Her enjoyment in recalling the feeling behind the set list is palpable and personal. “These are the sounds of the soundtrack of my childhood and my adolescence” she told us. But the show is uneven on a few counts. The Stevie Nicks tunes suffer most as they don’t survive the nostalgia factor. Those who already appreciate “After the Glitter Fades” and “Silver Springs” and “Leather and Lace” (on which she was joined in a duet by her husband Billy Joe Young who she lovingly describes as “the cutest boy in every room”) and “Gold Dust Woman” and “Rhiannon” will sway and sing along under their breath, indeed. But the tunes are not that tonally or lyrically interesting, and the band, led by musical director Brian Nash on piano, doesn’t assist in communicating why anyone would really be moved by any of the Nicks portion of the program. The 1970s Top 40 smooth and over-pedaled keyboard and overloud and muddy percussion (Joe Choroszewski) in particular hurt the cause. The tribute band assemblage of monotonously similar Nicks tunes failed to move me, as they almost always fail to move me, and the musicians don’t make something new with the material.

 

The Stevie Wonder songs, on the other hand, offer varied melodies and lyrics, and some sweetly effective performances. Lyrics resonate, melodies and styles vary, and I found myself surprised that Wonder had crafted some particular tunes. Douglas gives “All in Love is Fair” a sweet Karen Carpenter unadorned and enchanting vocal treatment. And while the band had nowhere near the funk required for the Wonder tune “Tell Me Something Good” we know as performed by Chaka Kahn, Douglas had such great fun performing that we all went with her. While the “funk-challenged” band could have deep-sixed “You Haven’t Done Nothing,” the political timely resonance of the lyrics raised the performance of a tune we are reminded was released around the time of President Nixon’s resignation – “we are amazed but not amused.” The encore of Wonder’s “Signed, Sealed, Delivered I’m Yours” has its own delightful contemporary political resonance, used in recent Democratic political contests, brought a smile to the face, yet was a performance opportunity lost.
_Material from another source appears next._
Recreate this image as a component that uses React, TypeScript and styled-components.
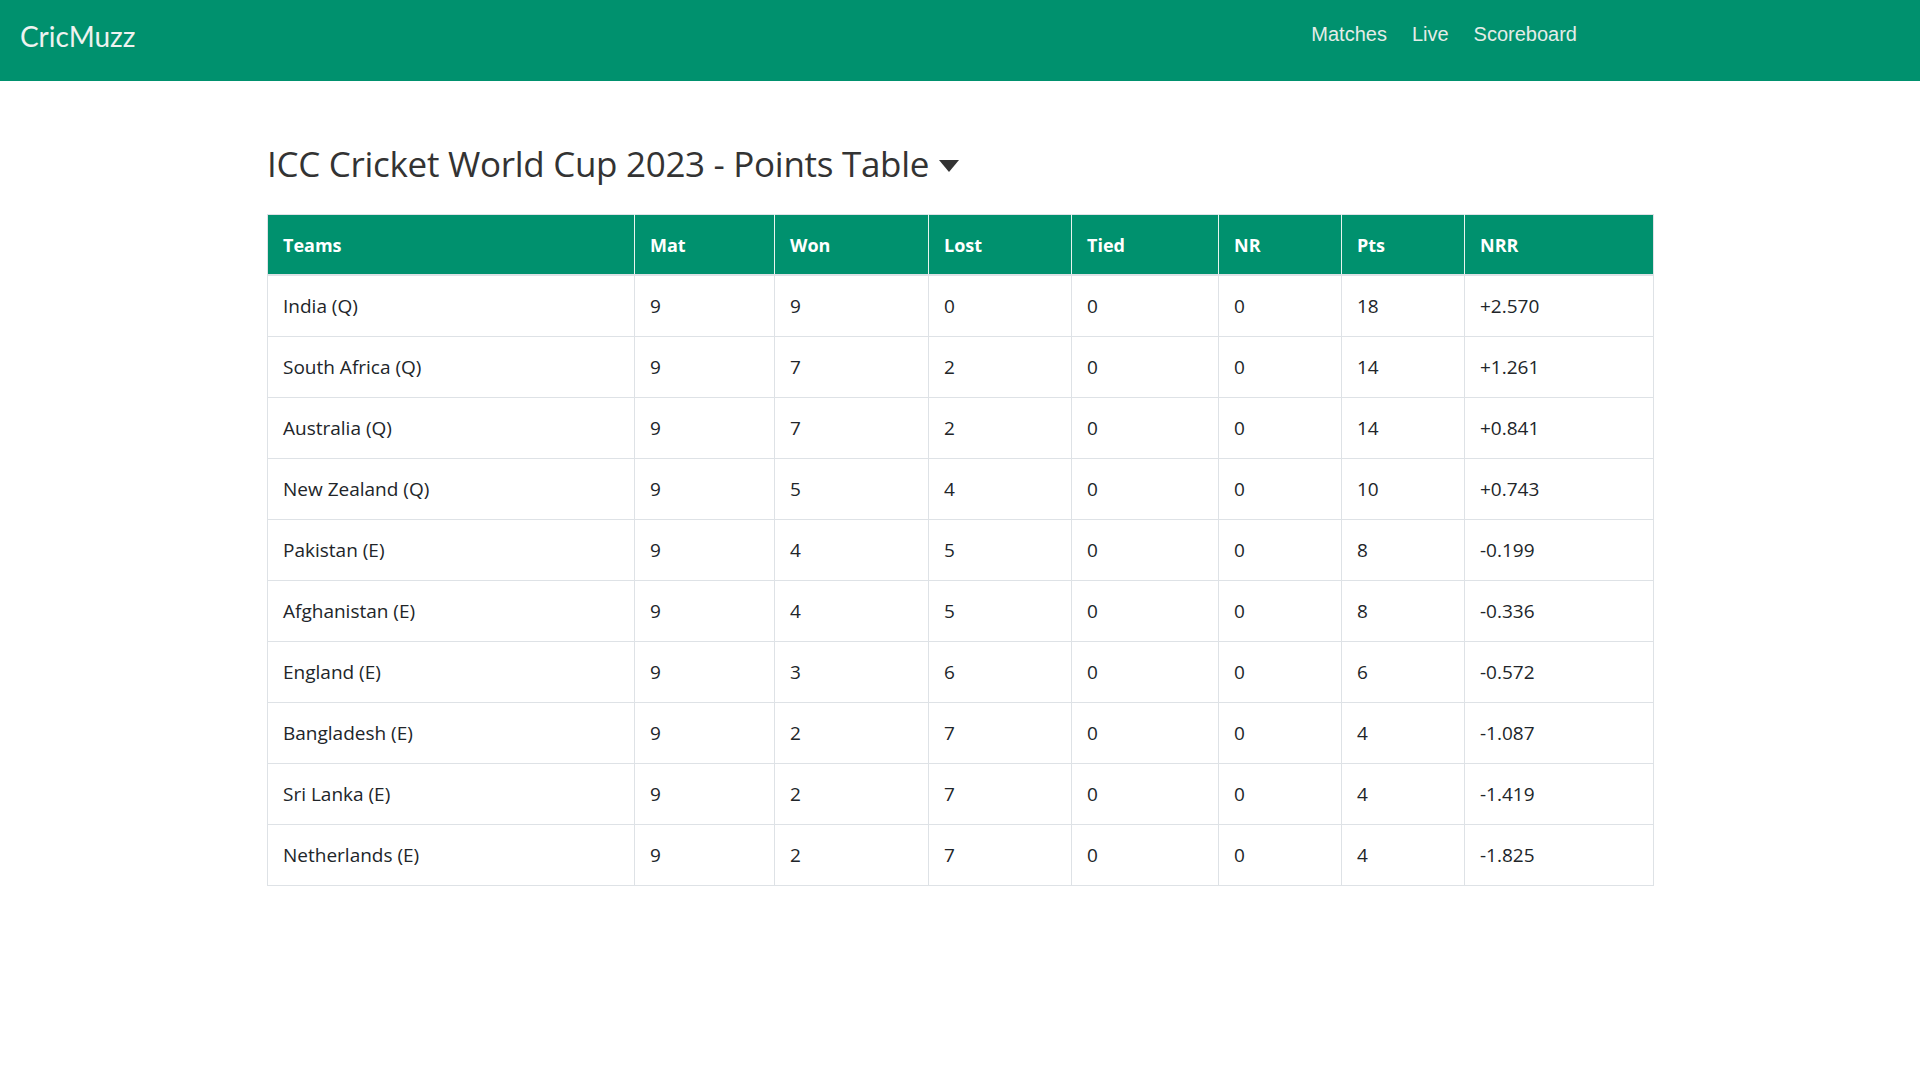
import styled, { createGlobalStyle } from "styled-components";

const GlobalStyle = createGlobalStyle`
  body {
    margin: 0;
    background: #ffffff;
    font-family: "Open Sans", "Noto Sans", sans-serif;
    color: #212529;
  }
`;

interface Team {
  name: string;
  mat: number;
  won: number;
  lost: number;
  tied: number;
  nr: number;
  pts: number;
  nrr: string;
}

const teams: Team[] = [
  { name: "India (Q)", mat: 9, won: 9, lost: 0, tied: 0, nr: 0, pts: 18, nrr: "+2.570" },
  { name: "South Africa (Q)", mat: 9, won: 7, lost: 2, tied: 0, nr: 0, pts: 14, nrr: "+1.261" },
  { name: "Australia (Q)", mat: 9, won: 7, lost: 2, tied: 0, nr: 0, pts: 14, nrr: "+0.841" },
  { name: "New Zealand (Q)", mat: 9, won: 5, lost: 4, tied: 0, nr: 0, pts: 10, nrr: "+0.743" },
  { name: "Pakistan (E)", mat: 9, won: 4, lost: 5, tied: 0, nr: 0, pts: 8, nrr: "-0.199" },
  { name: "Afghanistan (E)", mat: 9, won: 4, lost: 5, tied: 0, nr: 0, pts: 8, nrr: "-0.336" },
  { name: "England (E)", mat: 9, won: 3, lost: 6, tied: 0, nr: 0, pts: 6, nrr: "-0.572" },
  { name: "Bangladesh (E)", mat: 9, won: 2, lost: 7, tied: 0, nr: 0, pts: 4, nrr: "-1.087" },
  { name: "Sri Lanka (E)", mat: 9, won: 2, lost: 7, tied: 0, nr: 0, pts: 4, nrr: "-1.419" },
  { name: "Netherlands (E)", mat: 9, won: 2, lost: 7, tied: 0, nr: 0, pts: 4, nrr: "-1.825" },
];

const columns = [
  { label: "Teams", width: 367 },
  { label: "Mat", width: 140 },
  { label: "Won", width: 154 },
  { label: "Lost", width: 143 },
  { label: "Tied", width: 147 },
  { label: "NR", width: 123 },
  { label: "Pts", width: 123 },
  { label: "NRR", width: 189 },
];

const NavBar = styled.nav`
  height: 81px;
  background: #00916e;
  display: flex;
  align-items: center;
  justify-content: space-between;
  padding: 0 343px 0 20px;
  box-sizing: border-box;
`;

const Brand = styled.a`
  font-family: "Lato", "Open Sans", sans-serif;
  font-size: 28px;
  color: #eef2f0;
  text-decoration: none;
  margin-top: -10px;
`;

const NavLinks = styled.ul`
  display: flex;
  gap: 25px;
  list-style: none;
  margin: -12px 0 0 0;
  padding: 0;
`;

const NavLink = styled.a`
  font-family: "Liberation Sans", Arial, sans-serif;
  font-size: 20px;
  color: #e4ece8;
  text-decoration: none;
`;

const Main = styled.main`
  width: 1386px;
  margin: 0 auto;
  padding-top: 59px;
`;

const Title = styled.h1`
  display: flex;
  align-items: center;
  gap: 9px;
  margin: 0 0 27px 0;
  font-size: 35px;
  font-weight: 500;
  color: #333333;
  letter-spacing: -0.3px;
`;

const Caret = styled.svg`
  width: 22px;
  height: 14px;
  margin-top: 4px;
`;

const Table = styled.table`
  width: 100%;
  border-collapse: collapse;
  table-layout: fixed;
  border: 1px solid #dee2e6;
  font-size: 19px;
`;

const HeadCell = styled.th`
  background: #00916e;
  color: #ffffff;
  font-size: 18px;
  font-weight: 700;
  text-align: left;
  height: 59px;
  padding: 0 15px;
  border-left: 1px solid #e8f4ef;
  border-bottom: 2px solid #dee2e6;
  &:first-child {
    border-left: none;
  }
`;

const Cell = styled.td`
  height: 60px;
  padding: 0 15px;
  border-left: 1px solid #dee2e6;
  border-bottom: 1px solid #dee2e6;
  color: #212529;
  &:first-child {
    border-left: none;
  }
`;

export default function App() {
  return (
    <>
      <GlobalStyle />
      <NavBar>
        <Brand href="#">CricMuzz</Brand>
        <NavLinks>
          <li><NavLink href="#">Matches</NavLink></li>
          <li><NavLink href="#">Live</NavLink></li>
          <li><NavLink href="#">Scoreboard</NavLink></li>
        </NavLinks>
      </NavBar>
      <Main>
        <Title>
          ICC Cricket World Cup 2023 - Points Table
          <Caret viewBox="0 0 22 14">
            <path d="M1 1 L21 1 L11 13 Z" fill="#333333" />
          </Caret>
        </Title>
        <Table>
          <colgroup>
            {columns.map((c) => (
              <col key={c.label} style={{ width: c.width }} />
            ))}
          </colgroup>
          <thead>
            <tr>
              {columns.map((c) => (
                <HeadCell key={c.label}>{c.label}</HeadCell>
              ))}
            </tr>
          </thead>
          <tbody>
            {teams.map((t) => (
              <tr key={t.name}>
                <Cell>{t.name}</Cell>
                <Cell>{t.mat}</Cell>
                <Cell>{t.won}</Cell>
                <Cell>{t.lost}</Cell>
                <Cell>{t.tied}</Cell>
                <Cell>{t.nr}</Cell>
                <Cell>{t.pts}</Cell>
                <Cell>{t.nrr}</Cell>
              </tr>
            ))}
          </tbody>
        </Table>
      </Main>
    </>
  );
}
This might now, especially after a long act of tonally similar Nicks tunes interspersed in the line-up, be a sing-along tune rather than a seated and passively received musical experience.

 

Douglas has a marvelous stage presence and a delightful vocal instrument, and crafted a mildly entertaining mix-tape evening, complete with inter-tune patter. We learned what the songs meant to her as nostalgia. What she and her band did not achieve at this point with this show is the sound and the story related to these particular tunes to allow us in the audience to feel more than the experience of a long car trip mix tape experience with a failing speaker system.